I also want to tell you, that when we started this project, many people told us, that a user contributed network would not work at all, because someone would have to be the leader responsible for the whole network. It was very hard to defend the project against these inputs. But now, five years later, there are freifunk.net initiatives in very many different parts of Germany and also a growing number of freifunk-like projects out there in the world. In Berlin we have over a thousand nodes today and in many other cities and rural areas all over Germany people have adopted our model. It truly worked and works and grows from day to day!
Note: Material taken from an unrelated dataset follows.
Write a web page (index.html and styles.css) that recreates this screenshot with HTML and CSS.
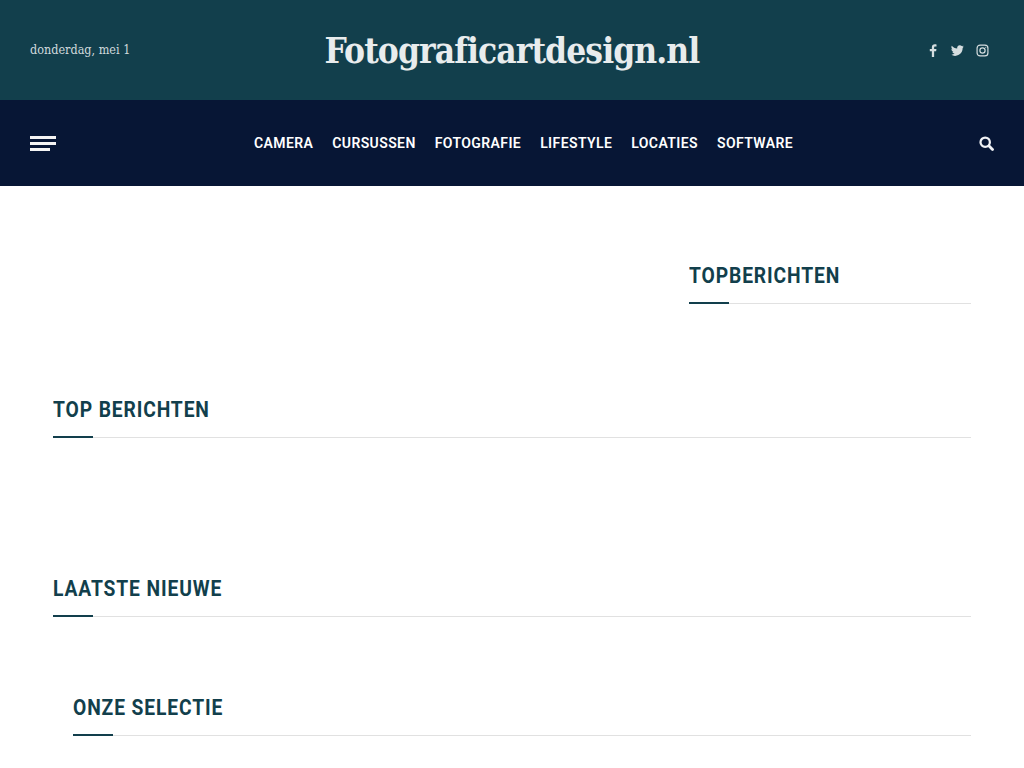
FILE: index.html
```html
<!DOCTYPE html>
<html lang="nl">
<head>
    <meta charset="UTF-8">
    <meta name="viewport" content="width=device-width, initial-scale=1.0">
    <title>Fotograficartdesign.nl</title>
    <link rel="stylesheet" href="styles.css">
</head>
<body>
    <header class="top-bar">
        <span class="top-date">donderdag, mei 1</span>
        <a class="site-title" href="#">Fotograficartdesign.nl</a>
        <div class="social">
            <svg class="social-icon" viewBox="0 0 24 24" fill="currentColor"><path d="M15 24V13.500h3.700l.6-4.300H15V6.600c0-1.200.4-2.100 2.100-2.100h2.300V.7C19 .6 17.700.5 16.200.5c-3.200 0-5.400 2-5.400 5.600v3.100H7v4.300h3.800V24z"/></svg>
            <svg class="social-icon" viewBox="0 0 24 24" fill="currentColor"><path d="M23.600 4.600c-.9.400-1.800.6-2.800.8 1-.6 1.800-1.500 2.100-2.700-.9.600-2 1-3.100 1.200A4.900 4.900 0 0 0 11.500 8.400C7.400 8.200 3.800 6.300 1.400 3.300c-1.300 2.200-.7 5.100 1.500 6.500-.8 0-1.500-.2-2.200-.6 0 2.300 1.700 4.400 3.900 4.900-.7.200-1.500.2-2.200.1.600 2 2.500 3.400 4.600 3.400A9.900 9.900 0 0 1 0 19.600 14 14 0 0 0 21.500 7.200c1-.7 1.500-1.600 2.100-2.600z"/></svg>
            <svg class="social-icon" viewBox="0 0 24 24" fill="none" stroke="currentColor" stroke-width="2.200"><rect x="2" y="2" width="20" height="20" rx="5.500"/><circle cx="12" cy="12" r="4.800"/><circle cx="18" cy="6" r="1" fill="currentColor" stroke="none"/></svg>
        </div>
    </header>

    <nav class="main-nav">
        <button class="menu-toggle" aria-label="Menu">
            <span></span>
            <span></span>
            <span class="short"></span>
        </button>
        <ul class="nav-links">
            <li><a href="#">Camera</a></li>
            <li><a href="#">Cursussen</a></li>
            <li><a href="#">Fotografie</a></li>
            <li><a href="#">Lifestyle</a></li>
            <li><a href="#">Locaties</a></li>
            <li><a href="#">Software</a></li>
        </ul>
        <svg class="search-icon" viewBox="0 0 16 16" fill="none" stroke="currentColor"><circle cx="6.600" cy="6.600" r="5" stroke-width="2.400"/><path d="M10.500 10.500 L14.400 14.400" stroke-width="3" stroke-linecap="round"/></svg>
    </nav>

    <main class="content">
        <div class="upper-row">
            <div class="upper-main"></div>
            <aside class="sidebar">
                <div class="section-head">
                    <h2>Topberichten</h2>
                </div>
            </aside>
        </div>

        <section class="block block-top">
            <div class="section-head">
                <h2>Top berichten</h2>
            </div>
        </section>

        <section class="block block-latest">
            <div class="section-head">
                <h2>Laatste nieuwe</h2>
            </div>
        </section>

        <section class="block block-pick">
            <div class="section-head">
                <h2>Onze selectie</h2>
            </div>
        </section>
    </main>
</body>
</html>
```

FILE: styles.css
```css
* {
    margin: 0;
    padding: 0;
    box-sizing: border-box;
}

body {
    font-family: 'Roboto', 'Liberation Sans', sans-serif;
    background: #FFFFFF;
    color: #123F4C;
    overflow: hidden;
    height: 768px;
}

a {
    color: inherit;
    text-decoration: none;
}

/* Top bar */
.top-bar {
    height: 100px;
    background: #123F4C;
    padding: 0 30px;
    display: grid;
    grid-template-columns: 1fr auto 1fr;
    align-items: center;
    color: #E8ECED;
}

.top-date {
    font-family: 'DejaVu Serif Condensed', 'Liberation Serif', serif;
    font-size: 12.500px;
    color: #D0DADC;
    margin-top: -2px;
}

.site-title {
    font-family: 'DejaVu Serif Condensed', 'Liberation Serif', serif;
    font-size: 35px;
    font-weight: 700;
    letter-spacing: -0.9px;
}

.social {
    display: flex;
    justify-content: flex-end;
    align-items: center;
    gap: 12px;
    padding-right: 5px;
    color: #D5DDDF;
}

.social-icon {
    width: 13px;
    height: 13px;
}

/* Nav */
.main-nav {
    height: 86px;
    background: #071635;
    padding: 0 30px;
    display: flex;
    align-items: center;
    justify-content: space-between;
    color: #FFFFFF;
}

.menu-toggle {
    width: 26px;
    display: flex;
    flex-direction: column;
    gap: 3px;
    background: none;
    border: none;
}

.menu-toggle span {
    display: block;
    height: 3px;
    background: #F4F4F4;
}

.menu-toggle .short {
    width: 20px;
}

.nav-links {
    list-style: none;
    display: flex;
    gap: 19px;
    margin-left: 12px;
    margin-top: -2px;
}

.nav-links a {
    font-size: 14px;
    font-weight: 600;
    letter-spacing: 0.4px;
    text-transform: uppercase;
}

.search-icon {
    width: 15px;
    height: 15px;
    color: #F0F2F5;
}

/* Content */
.content {
    padding: 0 53px;
}

.upper-row {
    display: flex;
    justify-content: space-between;
    padding-top: 74px;
}

.sidebar {
    width: 282px;
}

.section-head {
    border-bottom: 1px solid #E1E1E1;
    height: 44px;
    position: relative;
}

.section-head::after {
    content: '';
    position: absolute;
    left: 0;
    bottom: -1px;
    width: 40px;
    height: 2px;
    background: #123F4C;
}

/* no condensed sans installed, so squeeze Roboto */
.section-head h2 {
    font-size: 22px;
    line-height: 32px;
    font-weight: 700;
    letter-spacing: 1px;
    text-transform: uppercase;
    transform: scaleX(0.875);
    transform-origin: left center;
    white-space: nowrap;
}

.block-top {
    margin-top: 90px;
}

.block-latest {
    margin-top: 135px;
}

.block-pick {
    margin-top: 75px;
    padding-left: 20px;
}
```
A lot of words I have put here. I hope they are of any help. Many people in many places have this or a similar idea (like you!). And many of the people want to start their own local project with a local label. I think this is very good and it is very important to be as locally as possible. But on the long run you should also think of one label or website where you all gather your projects in your local language, including all the experience and ideas: a meta-website for all the free network projects in your country. This is very important to bundle your powers! This meta-site should link to all the local projects and it should also provide as much information as possible for people who want to start their own local initiative. Please get in touch with the others and try to encourage each other to start with all your ideas and get the things going! From my experience the success of a community-project is much more about social engineering than one might think!